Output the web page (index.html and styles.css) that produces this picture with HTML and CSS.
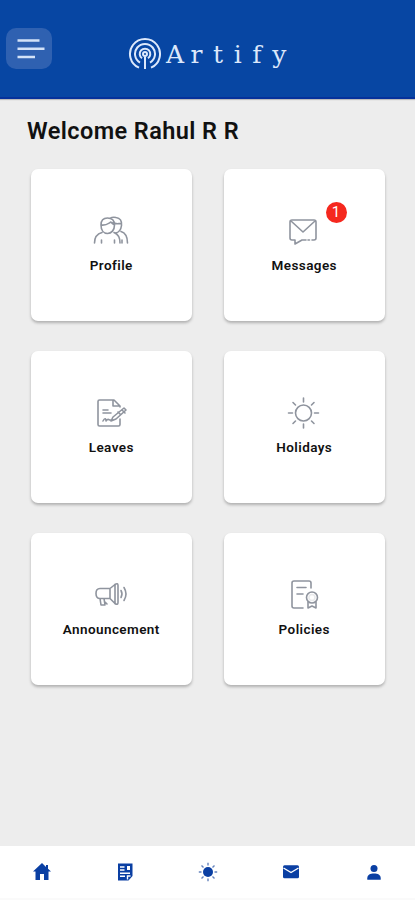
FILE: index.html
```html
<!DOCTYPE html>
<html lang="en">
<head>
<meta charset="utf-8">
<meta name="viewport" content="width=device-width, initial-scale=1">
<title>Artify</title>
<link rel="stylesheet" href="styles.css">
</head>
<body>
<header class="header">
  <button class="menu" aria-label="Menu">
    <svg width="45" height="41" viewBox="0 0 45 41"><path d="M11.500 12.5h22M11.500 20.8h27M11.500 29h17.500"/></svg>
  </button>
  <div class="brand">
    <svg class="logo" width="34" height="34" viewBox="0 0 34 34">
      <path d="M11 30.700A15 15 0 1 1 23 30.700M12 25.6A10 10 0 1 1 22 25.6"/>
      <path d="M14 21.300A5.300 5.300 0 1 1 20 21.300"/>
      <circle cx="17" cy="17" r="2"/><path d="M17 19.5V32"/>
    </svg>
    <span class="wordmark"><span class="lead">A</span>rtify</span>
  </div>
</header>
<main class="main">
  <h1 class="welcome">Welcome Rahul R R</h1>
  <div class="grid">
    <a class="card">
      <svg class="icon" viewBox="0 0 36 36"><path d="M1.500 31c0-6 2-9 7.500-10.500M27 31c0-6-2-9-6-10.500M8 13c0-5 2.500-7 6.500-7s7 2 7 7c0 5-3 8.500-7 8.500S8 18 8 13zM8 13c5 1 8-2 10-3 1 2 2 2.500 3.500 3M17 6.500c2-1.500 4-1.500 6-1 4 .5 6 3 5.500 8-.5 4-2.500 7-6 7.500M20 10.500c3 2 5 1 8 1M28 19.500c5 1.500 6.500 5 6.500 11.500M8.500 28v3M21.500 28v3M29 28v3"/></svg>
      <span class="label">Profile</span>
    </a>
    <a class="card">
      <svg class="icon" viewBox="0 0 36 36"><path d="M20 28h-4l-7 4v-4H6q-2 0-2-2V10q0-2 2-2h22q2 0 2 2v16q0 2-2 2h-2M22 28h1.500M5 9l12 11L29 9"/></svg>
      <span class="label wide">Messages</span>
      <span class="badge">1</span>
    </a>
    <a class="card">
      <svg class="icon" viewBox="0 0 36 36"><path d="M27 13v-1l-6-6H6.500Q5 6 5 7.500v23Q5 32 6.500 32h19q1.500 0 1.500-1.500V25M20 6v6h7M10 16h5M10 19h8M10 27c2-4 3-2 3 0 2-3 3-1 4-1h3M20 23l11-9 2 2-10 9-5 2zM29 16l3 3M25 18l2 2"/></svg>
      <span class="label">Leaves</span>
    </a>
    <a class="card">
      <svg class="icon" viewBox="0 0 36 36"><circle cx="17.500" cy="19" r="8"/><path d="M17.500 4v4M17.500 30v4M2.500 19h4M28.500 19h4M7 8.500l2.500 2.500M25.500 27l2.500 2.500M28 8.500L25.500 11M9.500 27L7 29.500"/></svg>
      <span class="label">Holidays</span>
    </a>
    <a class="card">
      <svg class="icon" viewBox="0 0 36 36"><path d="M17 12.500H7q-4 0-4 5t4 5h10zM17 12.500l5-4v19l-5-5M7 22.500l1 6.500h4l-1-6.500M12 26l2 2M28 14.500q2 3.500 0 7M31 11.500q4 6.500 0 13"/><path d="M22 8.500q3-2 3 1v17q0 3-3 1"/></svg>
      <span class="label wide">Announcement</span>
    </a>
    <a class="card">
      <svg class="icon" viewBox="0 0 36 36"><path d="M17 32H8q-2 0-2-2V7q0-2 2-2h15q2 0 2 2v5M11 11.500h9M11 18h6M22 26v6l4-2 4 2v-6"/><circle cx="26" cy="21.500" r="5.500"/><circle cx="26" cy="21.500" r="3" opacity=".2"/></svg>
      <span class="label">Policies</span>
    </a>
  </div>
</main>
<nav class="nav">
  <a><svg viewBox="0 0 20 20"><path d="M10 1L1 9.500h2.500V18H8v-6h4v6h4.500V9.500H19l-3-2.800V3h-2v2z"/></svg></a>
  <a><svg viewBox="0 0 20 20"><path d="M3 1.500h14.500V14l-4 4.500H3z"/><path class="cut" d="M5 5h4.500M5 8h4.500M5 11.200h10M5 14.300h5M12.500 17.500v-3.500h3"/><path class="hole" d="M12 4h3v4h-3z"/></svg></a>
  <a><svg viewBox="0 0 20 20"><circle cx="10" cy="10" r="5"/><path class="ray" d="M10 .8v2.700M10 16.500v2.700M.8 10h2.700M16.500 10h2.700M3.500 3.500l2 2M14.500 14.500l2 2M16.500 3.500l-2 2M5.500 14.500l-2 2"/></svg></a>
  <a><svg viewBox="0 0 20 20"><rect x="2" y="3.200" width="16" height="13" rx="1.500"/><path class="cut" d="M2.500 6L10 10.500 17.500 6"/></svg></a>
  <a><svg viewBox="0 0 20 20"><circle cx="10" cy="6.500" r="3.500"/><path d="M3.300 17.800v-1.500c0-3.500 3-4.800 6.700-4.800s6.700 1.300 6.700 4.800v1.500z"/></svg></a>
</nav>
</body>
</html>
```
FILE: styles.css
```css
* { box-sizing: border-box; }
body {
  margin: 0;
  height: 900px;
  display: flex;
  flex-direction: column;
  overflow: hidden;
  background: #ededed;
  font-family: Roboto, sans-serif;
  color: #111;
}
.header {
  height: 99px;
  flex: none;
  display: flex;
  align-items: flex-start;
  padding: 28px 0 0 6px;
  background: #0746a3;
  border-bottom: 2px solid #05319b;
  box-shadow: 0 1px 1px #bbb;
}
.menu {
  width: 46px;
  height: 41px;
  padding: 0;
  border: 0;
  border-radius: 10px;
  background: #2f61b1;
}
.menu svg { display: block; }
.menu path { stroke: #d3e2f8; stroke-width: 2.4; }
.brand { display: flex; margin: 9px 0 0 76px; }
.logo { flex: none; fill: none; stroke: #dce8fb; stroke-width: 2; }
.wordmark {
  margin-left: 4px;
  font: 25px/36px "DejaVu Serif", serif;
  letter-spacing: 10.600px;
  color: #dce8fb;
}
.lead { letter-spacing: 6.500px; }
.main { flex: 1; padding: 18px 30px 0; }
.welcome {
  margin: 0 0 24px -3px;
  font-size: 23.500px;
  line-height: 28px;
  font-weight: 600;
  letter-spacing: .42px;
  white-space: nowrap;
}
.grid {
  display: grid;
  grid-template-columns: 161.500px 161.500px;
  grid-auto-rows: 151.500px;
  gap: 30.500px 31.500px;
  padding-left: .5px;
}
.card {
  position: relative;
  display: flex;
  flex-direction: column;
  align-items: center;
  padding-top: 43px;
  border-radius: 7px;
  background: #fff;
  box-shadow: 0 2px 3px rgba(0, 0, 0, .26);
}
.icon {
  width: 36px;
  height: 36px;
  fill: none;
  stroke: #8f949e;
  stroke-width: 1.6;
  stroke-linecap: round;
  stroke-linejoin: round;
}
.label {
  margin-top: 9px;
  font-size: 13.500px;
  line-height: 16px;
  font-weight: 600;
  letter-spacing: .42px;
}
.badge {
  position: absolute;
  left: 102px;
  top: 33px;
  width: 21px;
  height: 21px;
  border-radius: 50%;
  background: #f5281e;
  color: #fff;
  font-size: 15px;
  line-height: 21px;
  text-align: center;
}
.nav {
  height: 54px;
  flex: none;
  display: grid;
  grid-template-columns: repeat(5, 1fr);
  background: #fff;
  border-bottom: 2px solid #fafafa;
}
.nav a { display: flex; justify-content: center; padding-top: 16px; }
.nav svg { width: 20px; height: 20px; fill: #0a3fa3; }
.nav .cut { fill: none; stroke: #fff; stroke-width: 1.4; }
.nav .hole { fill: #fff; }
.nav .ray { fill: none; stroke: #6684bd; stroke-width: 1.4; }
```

• • • •

_Directions for this task_: Your task is to reproduce all of the material exactly. The pictures stay out.

_Task response_:
Output the web page (index.html and styles.css) that produces this picture with HTML and CSS.
FILE: index.html
```html
<!DOCTYPE html>
<html lang="en">
<head>
<meta charset="utf-8">
<meta name="viewport" content="width=device-width, initial-scale=1">
<title>Artify</title>
<link rel="stylesheet" href="styles.css">
</head>
<body>
<header class="header">
  <button class="menu" aria-label="Menu">
    <svg width="45" height="41" viewBox="0 0 45 41"><path d="M11.500 12.5h22M11.500 20.8h27M11.500 29h17.500"/></svg>
  </button>
  <div class="brand">
    <svg class="logo" width="34" height="34" viewBox="0 0 34 34">
      <path d="M11 30.700A15 15 0 1 1 23 30.700M12 25.6A10 10 0 1 1 22 25.6"/>
      <path d="M14 21.300A5.300 5.300 0 1 1 20 21.300"/>
      <circle cx="17" cy="17" r="2"/><path d="M17 19.5V32"/>
    </svg>
    <span class="wordmark"><span class="lead">A</span>rtify</span>
  </div>
</header>
<main class="main">
  <h1 class="welcome">Welcome Rahul R R</h1>
  <div class="grid">
    <a class="card">
      <svg class="icon" viewBox="0 0 36 36"><path d="M1.500 31c0-6 2-9 7.500-10.500M27 31c0-6-2-9-6-10.500M8 13c0-5 2.500-7 6.500-7s7 2 7 7c0 5-3 8.500-7 8.500S8 18 8 13zM8 13c5 1 8-2 10-3 1 2 2 2.500 3.500 3M17 6.500c2-1.500 4-1.500 6-1 4 .5 6 3 5.500 8-.5 4-2.500 7-6 7.500M20 10.500c3 2 5 1 8 1M28 19.500c5 1.500 6.500 5 6.500 11.500M8.500 28v3M21.500 28v3M29 28v3"/></svg>
      <span class="label">Profile</span>
    </a>
    <a class="card">
      <svg class="icon" viewBox="0 0 36 36"><path d="M20 28h-4l-7 4v-4H6q-2 0-2-2V10q0-2 2-2h22q2 0 2 2v16q0 2-2 2h-2M22 28h1.500M5 9l12 11L29 9"/></svg>
      <span class="label wide">Messages</span>
      <span class="badge">1</span>
    </a>
    <a class="card">
      <svg class="icon" viewBox="0 0 36 36"><path d="M27 13v-1l-6-6H6.500Q5 6 5 7.500v23Q5 32 6.500 32h19q1.500 0 1.500-1.500V25M20 6v6h7M10 16h5M10 19h8M10 27c2-4 3-2 3 0 2-3 3-1 4-1h3M20 23l11-9 2 2-10 9-5 2zM29 16l3 3M25 18l2 2"/></svg>
      <span class="label">Leaves</span>
    </a>
    <a class="card">
      <svg class="icon" viewBox="0 0 36 36"><circle cx="17.500" cy="19" r="8"/><path d="M17.500 4v4M17.500 30v4M2.500 19h4M28.500 19h4M7 8.500l2.500 2.500M25.500 27l2.500 2.500M28 8.500L25.500 11M9.500 27L7 29.500"/></svg>
      <span class="label">Holidays</span>
    </a>
    <a class="card">
      <svg class="icon" viewBox="0 0 36 36"><path d="M17 12.500H7q-4 0-4 5t4 5h10zM17 12.500l5-4v19l-5-5M7 22.500l1 6.500h4l-1-6.500M12 26l2 2M28 14.500q2 3.500 0 7M31 11.500q4 6.500 0 13"/><path d="M22 8.500q3-2 3 1v17q0 3-3 1"/></svg>
      <span class="label wide">Announcement</span>
    </a>
    <a class="card">
      <svg class="icon" viewBox="0 0 36 36"><path d="M17 32H8q-2 0-2-2V7q0-2 2-2h15q2 0 2 2v5M11 11.500h9M11 18h6M22 26v6l4-2 4 2v-6"/><circle cx="26" cy="21.500" r="5.500"/><circle cx="26" cy="21.500" r="3" opacity=".2"/></svg>
      <span class="label">Policies</span>
    </a>
  </div>
</main>
<nav class="nav">
  <a><svg viewBox="0 0 20 20"><path d="M10 1L1 9.500h2.500V18H8v-6h4v6h4.500V9.500H19l-3-2.800V3h-2v2z"/></svg></a>
  <a><svg viewBox="0 0 20 20"><path d="M3 1.500h14.500V14l-4 4.500H3z"/><path class="cut" d="M5 5h4.500M5 8h4.500M5 11.200h10M5 14.300h5M12.500 17.500v-3.500h3"/><path class="hole" d="M12 4h3v4h-3z"/></svg></a>
  <a><svg viewBox="0 0 20 20"><circle cx="10" cy="10" r="5"/><path class="ray" d="M10 .8v2.700M10 16.500v2.700M.8 10h2.700M16.500 10h2.700M3.500 3.500l2 2M14.500 14.500l2 2M16.500 3.500l-2 2M5.500 14.500l-2 2"/></svg></a>
  <a><svg viewBox="0 0 20 20"><rect x="2" y="3.200" width="16" height="13" rx="1.500"/><path class="cut" d="M2.500 6L10 10.500 17.500 6"/></svg></a>
  <a><svg viewBox="0 0 20 20"><circle cx="10" cy="6.500" r="3.500"/><path d="M3.300 17.800v-1.500c0-3.500 3-4.800 6.700-4.800s6.700 1.300 6.700 4.800v1.500z"/></svg></a>
</nav>
</body>
</html>
```
FILE: styles.css
```css
* { box-sizing: border-box; }
body {
  margin: 0;
  height: 900px;
  display: flex;
  flex-direction: column;
  overflow: hidden;
  background: #ededed;
  font-family: Roboto, sans-serif;
  color: #111;
}
.header {
  height: 99px;
  flex: none;
  display: flex;
  align-items: flex-start;
  padding: 28px 0 0 6px;
  background: #0746a3;
  border-bottom: 2px solid #05319b;
  box-shadow: 0 1px 1px #bbb;
}
.menu {
  width: 46px;
  height: 41px;
  padding: 0;
  border: 0;
  border-radius: 10px;
  background: #2f61b1;
}
.menu svg { display: block; }
.menu path { stroke: #d3e2f8; stroke-width: 2.4; }
.brand { display: flex; margin: 9px 0 0 76px; }
.logo { flex: none; fill: none; stroke: #dce8fb; stroke-width: 2; }
.wordmark {
  margin-left: 4px;
  font: 25px/36px "DejaVu Serif", serif;
  letter-spacing: 10.600px;
  color: #dce8fb;
}
.lead { letter-spacing: 6.500px; }
.main { flex: 1; padding: 18px 30px 0; }
.welcome {
  margin: 0 0 24px -3px;
  font-size: 23.500px;
  line-height: 28px;
  font-weight: 600;
  letter-spacing: .42px;
  white-space: nowrap;
}
.grid {
  display: grid;
  grid-template-columns: 161.500px 161.500px;
  grid-auto-rows: 151.500px;
  gap: 30.500px 31.500px;
  padding-left: .5px;
}
.card {
  position: relative;
  display: flex;
  flex-direction: column;
  align-items: center;
  padding-top: 43px;
  border-radius: 7px;
  background: #fff;
  box-shadow: 0 2px 3px rgba(0, 0, 0, .26);
}
.icon {
  width: 36px;
  height: 36px;
  fill: none;
  stroke: #8f949e;
  stroke-width: 1.6;
  stroke-linecap: round;
  stroke-linejoin: round;
}
.label {
  margin-top: 9px;
  font-size: 13.500px;
  line-height: 16px;
  font-weight: 600;
  letter-spacing: .42px;
}
.badge {
  position: absolute;
  left: 102px;
  top: 33px;
  width: 21px;
  height: 21px;
  border-radius: 50%;
  background: #f5281e;
  color: #fff;
  font-size: 15px;
  line-height: 21px;
  text-align: center;
}
.nav {
  height: 54px;
  flex: none;
  display: grid;
  grid-template-columns: repeat(5, 1fr);
  background: #fff;
  border-bottom: 2px solid #fafafa;
}
.nav a { display: flex; justify-content: center; padding-top: 16px; }
.nav svg { width: 20px; height: 20px; fill: #0a3fa3; }
.nav .cut { fill: none; stroke: #fff; stroke-width: 1.4; }
.nav .hole { fill: #fff; }
.nav .ray { fill: none; stroke: #6684bd; stroke-width: 1.4; }
```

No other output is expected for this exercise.